| TASK INSTRUCTIONS |
Return the listing below verbatim. Pictures do not belong in the copy.
......
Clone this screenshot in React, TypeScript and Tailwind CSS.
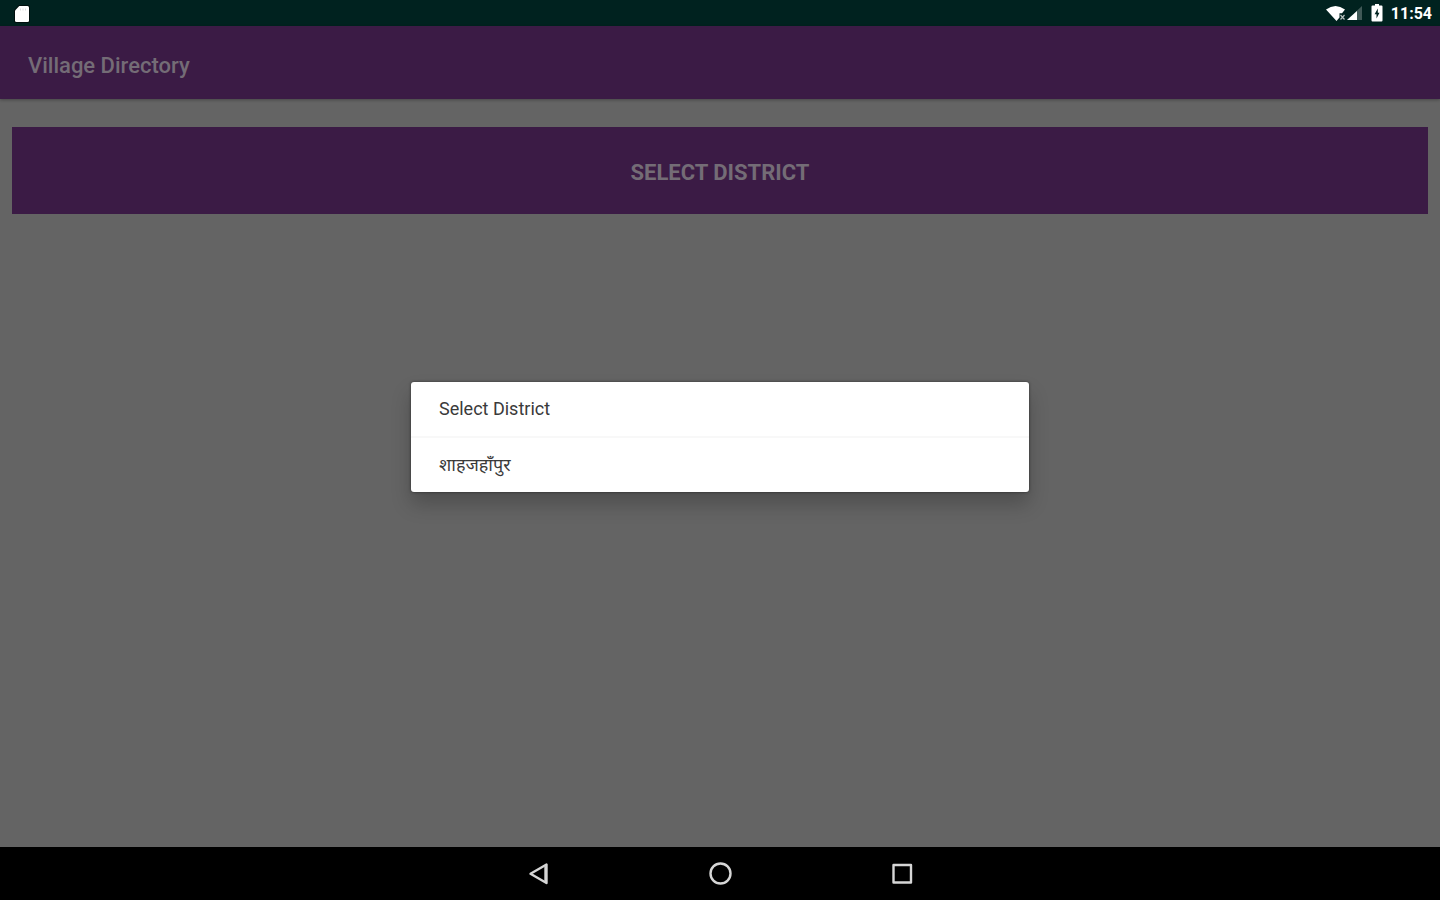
const districts = ["Select District", "शाहजहाँपुर"];

function StatusBar() {
  return (
    <div className="flex h-[26px] items-center justify-between bg-[#00221f] pt-[2px] pr-2 pl-[14px] text-white">
      <svg className="h-4 w-4 overflow-visible" viewBox="0 0 16 16" role="img" aria-label="SD card">
        <path
          d="M5.300 0H13.500a1.500 1.500 0 0 1 1.500 1.500V14.500a1.500 1.500 0 0 1-1.500 1.500H2.500A1.500 1.500 0 0 1 1 14.500V4.500Z"
          fill="#fff"
          stroke="#000"
          strokeOpacity=".55"
          strokeWidth="2"
          paintOrder="stroke"
        />
        <path d="M6.500 2.500v2M9 2.500v2M11.500 2.500v2" stroke="#dcdcdc" strokeWidth="1" />
      </svg>
      <div className="flex items-center">
        <svg className="h-5 w-[38px]" viewBox="0 0 38 20" role="img" aria-label="Wi-Fi and mobile signal">
          <path d="M0 5.500Q9.500-1.500 19 5.500L16 9.200H13.500V13.500L10.500 17Z" fill="#fff" />
          <path d="M14.500 11l4 4.500M18.500 11l-4 4.500" stroke="#b8c2c0" strokeWidth="1.200" />
          <path d="M36 2V16H21Z" fill="#fff" opacity=".25" />
          <path d="M31 7V16H21Z" fill="#fff" />
        </svg>
        <svg className="mb-[2px] ml-[7px] h-[18px] w-3" viewBox="0 0 12 18" role="img" aria-label="Battery charging">
          <path d="M4 0H8V1.500H10.500a1 1 0 0 1 1 1V16.500a1 1 0 0 1-1 1H1.500a1 1 0 0 1-1-1V2.500a1 1 0 0 1 1-1H4Z" fill="#fff" />
          <path d="M6.800 4.500L3.600 10.300H5.500V14.500L8.500 8.800H6.800Z" fill="#00221f" />
        </svg>
        <time className="ml-2 text-base leading-5 font-bold">11:54</time>
      </div>
    </div>
  );
}

function NavigationBar() {
  const button = "flex h-8 w-8 items-center justify-center";
  return (
    <nav className="flex h-[53px] items-center justify-center gap-[150px] bg-black text-[#d6d6d6]">
      <button type="button" aria-label="Back" className={button}>
        <svg className="h-6 w-6" viewBox="0 0 24 24" fill="none" stroke="currentColor" strokeWidth="2.400" strokeLinejoin="round">
          <path d="M20.500 2.500V21L4.500 11.750Z" />
          <path d="M19.500 4.500V19" />
        </svg>
      </button>
      <button type="button" aria-label="Home" className={button}>
        <svg className="h-6 w-6" viewBox="0 0 24 24" fill="none" stroke="currentColor" strokeWidth="2.400">
          <circle cx="12.500" cy="11.500" r="10" />
        </svg>
      </button>
      <button type="button" aria-label="Recent apps" className={button}>
        <svg className="h-6 w-6" viewBox="0 0 24 24" fill="none" stroke="currentColor" strokeWidth="2.400" strokeLinejoin="round">
          <rect x="3.500" y="3" width="17.500" height="17.500" />
        </svg>
      </button>
    </nav>
  );
}

function DistrictDialog() {
  return (
    <div className="absolute inset-0 flex items-center justify-center">
      <div
        role="dialog"
        aria-label="Select District"
        className="w-[43%] max-w-[618px] rounded-[3px] bg-white shadow-[0_0_3px_rgba(0,0,0,0.5),0_12px_20px_rgba(0,0,0,0.22)]"
      >
        <ul className="divide-y-2 divide-[#f8f8f8]">
          {districts.map((name) => (
            <li key={name}>
              <button type="button" className="flex h-[54px] w-full items-center px-7 text-left text-lg leading-6 text-[#3a3a3a]">
                {name}
              </button>
            </li>
          ))}
        </ul>
      </div>
    </div>
  );
}

export default function App() {
  return (
    <div className="flex min-h-screen flex-col bg-[#646464] font-['Roboto','Noto_Sans',sans-serif]">
      <StatusBar />
      <div className="relative flex flex-1 flex-col">
        <header className="flex h-[73px] items-center bg-[#3b1b45] px-7 pt-[6px] shadow-[0_1px_3px_rgba(0,0,0,0.3)]">
          <h1 className="text-[22px] leading-7 font-medium text-[#746c76]">Village Directory</h1>
        </header>
        <main className="flex flex-1 flex-col px-3 pt-7">
          <button type="button" className="h-[87px] w-full bg-[#3b1b45] pt-1 text-[22px] leading-7 font-bold text-[#746c76] uppercase">
            Select District
          </button>
        </main>
        <DistrictDialog />
      </div>
      <NavigationBar />
    </div>
  );
}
......
| OUTPUT |
Clone this screenshot in React, TypeScript and Tailwind CSS.
const districts = ["Select District", "शाहजहाँपुर"];

function StatusBar() {
  return (
    <div className="flex h-[26px] items-center justify-between bg-[#00221f] pt-[2px] pr-2 pl-[14px] text-white">
      <svg className="h-4 w-4 overflow-visible" viewBox="0 0 16 16" role="img" aria-label="SD card">
        <path
          d="M5.300 0H13.500a1.500 1.500 0 0 1 1.500 1.500V14.500a1.500 1.500 0 0 1-1.500 1.500H2.500A1.500 1.500 0 0 1 1 14.500V4.500Z"
          fill="#fff"
          stroke="#000"
          strokeOpacity=".55"
          strokeWidth="2"
          paintOrder="stroke"
        />
        <path d="M6.500 2.500v2M9 2.500v2M11.500 2.500v2" stroke="#dcdcdc" strokeWidth="1" />
      </svg>
      <div className="flex items-center">
        <svg className="h-5 w-[38px]" viewBox="0 0 38 20" role="img" aria-label="Wi-Fi and mobile signal">
          <path d="M0 5.500Q9.500-1.500 19 5.500L16 9.200H13.500V13.500L10.500 17Z" fill="#fff" />
          <path d="M14.500 11l4 4.500M18.500 11l-4 4.500" stroke="#b8c2c0" strokeWidth="1.200" />
          <path d="M36 2V16H21Z" fill="#fff" opacity=".25" />
          <path d="M31 7V16H21Z" fill="#fff" />
        </svg>
        <svg className="mb-[2px] ml-[7px] h-[18px] w-3" viewBox="0 0 12 18" role="img" aria-label="Battery charging">
          <path d="M4 0H8V1.500H10.500a1 1 0 0 1 1 1V16.500a1 1 0 0 1-1 1H1.500a1 1 0 0 1-1-1V2.500a1 1 0 0 1 1-1H4Z" fill="#fff" />
          <path d="M6.800 4.500L3.600 10.300H5.500V14.500L8.500 8.800H6.800Z" fill="#00221f" />
        </svg>
        <time className="ml-2 text-base leading-5 font-bold">11:54</time>
      </div>
    </div>
  );
}

function NavigationBar() {
  const button = "flex h-8 w-8 items-center justify-center";
  return (
    <nav className="flex h-[53px] items-center justify-center gap-[150px] bg-black text-[#d6d6d6]">
      <button type="button" aria-label="Back" className={button}>
        <svg className="h-6 w-6" viewBox="0 0 24 24" fill="none" stroke="currentColor" strokeWidth="2.400" strokeLinejoin="round">
          <path d="M20.500 2.500V21L4.500 11.750Z" />
          <path d="M19.500 4.500V19" />
        </svg>
      </button>
      <button type="button" aria-label="Home" className={button}>
        <svg className="h-6 w-6" viewBox="0 0 24 24" fill="none" stroke="currentColor" strokeWidth="2.400">
          <circle cx="12.500" cy="11.500" r="10" />
        </svg>
      </button>
      <button type="button" aria-label="Recent apps" className={button}>
        <svg className="h-6 w-6" viewBox="0 0 24 24" fill="none" stroke="currentColor" strokeWidth="2.400" strokeLinejoin="round">
          <rect x="3.500" y="3" width="17.500" height="17.500" />
        </svg>
      </button>
    </nav>
  );
}

function DistrictDialog() {
  return (
    <div className="absolute inset-0 flex items-center justify-center">
      <div
        role="dialog"
        aria-label="Select District"
        className="w-[43%] max-w-[618px] rounded-[3px] bg-white shadow-[0_0_3px_rgba(0,0,0,0.5),0_12px_20px_rgba(0,0,0,0.22)]"
      >
        <ul className="divide-y-2 divide-[#f8f8f8]">
          {districts.map((name) => (
            <li key={name}>
              <button type="button" className="flex h-[54px] w-full items-center px-7 text-left text-lg leading-6 text-[#3a3a3a]">
                {name}
              </button>
            </li>
          ))}
        </ul>
      </div>
    </div>
  );
}

export default function App() {
  return (
    <div className="flex min-h-screen flex-col bg-[#646464] font-['Roboto','Noto_Sans',sans-serif]">
      <StatusBar />
      <div className="relative flex flex-1 flex-col">
        <header className="flex h-[73px] items-center bg-[#3b1b45] px-7 pt-[6px] shadow-[0_1px_3px_rgba(0,0,0,0.3)]">
          <h1 className="text-[22px] leading-7 font-medium text-[#746c76]">Village Directory</h1>
        </header>
        <main className="flex flex-1 flex-col px-3 pt-7">
          <button type="button" className="h-[87px] w-full bg-[#3b1b45] pt-1 text-[22px] leading-7 font-bold text-[#746c76] uppercase">
            Select District
          </button>
        </main>
        <DistrictDialog />
      </div>
      <NavigationBar />
    </div>
  );
}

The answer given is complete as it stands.